Thursday, December 28, 2006

Trending Orthodox and the disappearing Yid

I'm a big fan of Hillel Halkin. Read his latest in the New York Sun on Jewish population trends in the US.

I'm one of those almost extinct ethnic Jews Halkin refers to. There are still a few of us left. If Halkin lived in the States, he'd be one too. Ethnic Jews can also be called 'Second Avenue Deli Jews', after the famous (and recently closed) Kosher deli on the Lower East Side that was open on Sabbaths but not on Rosh Hashana, Yom Kippur or Passover.

Did I say I've always been a big admirer of Halkin's? I am. if (but not) only for his prodigious and varied output, beginning with 'Letters to an American Jewish Friend' written three decades ago, and through his ongoing flood of articles in Commentary, the Forward, as well as the Sun.

Even in the relatively insular and Jewish Lower East Side, I witness catastrophic assimilation at work. in the eighties, the rate of assimilation was said to be 50%. Well, its much steeper than that in the shtetl which is my hood. Any Jew who hasn't (in some combination) gone to an Orthodox Jewish school, been to Israel and/or isn't kosher at home, almost always (no hyperbole) intermarries. An informal playground count indicates that even in our oh-so very Jewish neighborhood, and excluding the orthodox, intermarriage is running at about, oh, 90%.

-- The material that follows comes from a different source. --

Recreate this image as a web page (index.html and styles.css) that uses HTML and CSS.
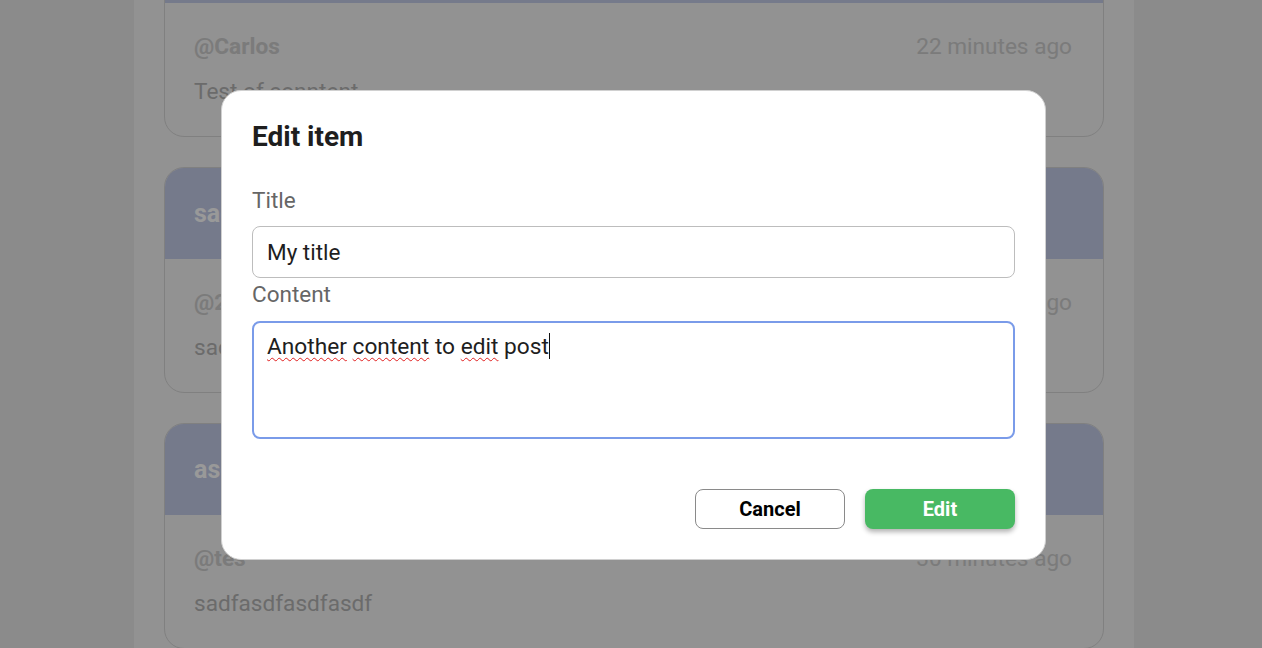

Some readers may wonder why NYapikores would care. Well, the only thing keeping us Ethnic Jews from extinction are...Orthodox Jews.

9 comments:

Anonymous said...

I like your blog, keep it going... Judaism will have to become more demanding and interesting in order to keep young Jews involved and to compete with undifferentiated American consumer culture. That's a good thing. If, like Reform Judaism, the religion offers no value, provides no meaning or insight into life, and makes no demands on the individual, then why should anyone bother? Who wants to go to synagogue and listen to a bunch of vague, meaningless BS when you could stay home? Reform was an understandable reaction to the irrational restrictions of the old religious life, but it became so generalized as to be empty. Reform Jews are the ones who are completely assimilating. Make Judaism more compelling (ie, by going back to meaningful traditions) and people will stay.

Anonymous said...

Given your(non)beliefs, would you approve of your child marrying a non-Jew?

Uzi Silber said...

dear anonymous,
thanks for your support. i hope you keep returning. its such a tough battle, keeping the unaffiliated involved. the reason i go to shul, is not to listen the amiable rav's shabbes homilies which say little to me. its for company of my buddies, for my little boy and daughter (that latter attends a coed yeshiva).
what would you conisder meaningful and worth retaining?

Uzi Silber said...

MK,
I'm agnostic. but a nationalist jew. its the tribe i was born into. im attached to my people. i dont belive in miracles, yet weve survived 3000 years, as the refugees of history. i want to keep the chain alive. and the fact that i dont believe has nothing to do with my sheer fascination with sefer hasfarim. and admiration for our forefathers and mothers.

LT said...

i want to keep the chain alive.

That sounds great in theory. But the statistics indicate you'll face an uphill climb. If you raise your children in secular culture, they'll meet many non-Jews... and there is a very good chance they will fall in love with one. Is it likely (and is it moral) you could talk them out of marrying a person they love simply to "keep the chain alive"?

Anonymous said...

So the only thing that will save Judaism is ignorance and untruth? In that case who needs it.

Uzi Silber said...

LT,
it is a problem. there are so so many enticing shikses in college. but short of living in israel or living in a cloistered frum environment, its very tough. so, given that im not interested in a frum lifestyle yet am keen to keep that chain connected, ive tried to find the essence, (tamtzis) of what could keep the ethnic jew (which was very common up until the sixties) a yid. kosher home, modern ortho yeshiva (with ivrit b'ivrit)and tight attachment to israel seems like a workable if somewhat rickety solution. true, theyll meet nice goyim in college but the psychic undergirding would have been set. ive seen it work many times. and with me too.
if all else fails, i'll pay the guy/chick to go away.

Uzi Silber said...

anonymous, isnt it pathetic? that by the late 21 century the only sizable population of jews in the US would have been sustained by a myth? but then again, the only reason you and I are talking is because our forefathers have been perpetuating this myth for 25 centuries. for or better worse. when my father stopped believing he thought it was all or nothing. so he left the fold (big yeshivish family in bklyn) and decided he would essentially live a non jew. but them the pinteleh yid re emerged somehow years later.

Anonymous said...

I just don't see keeping a myth alive as a good thing to dedicate your life to. In fact, I think the opposite is a more respectable goal.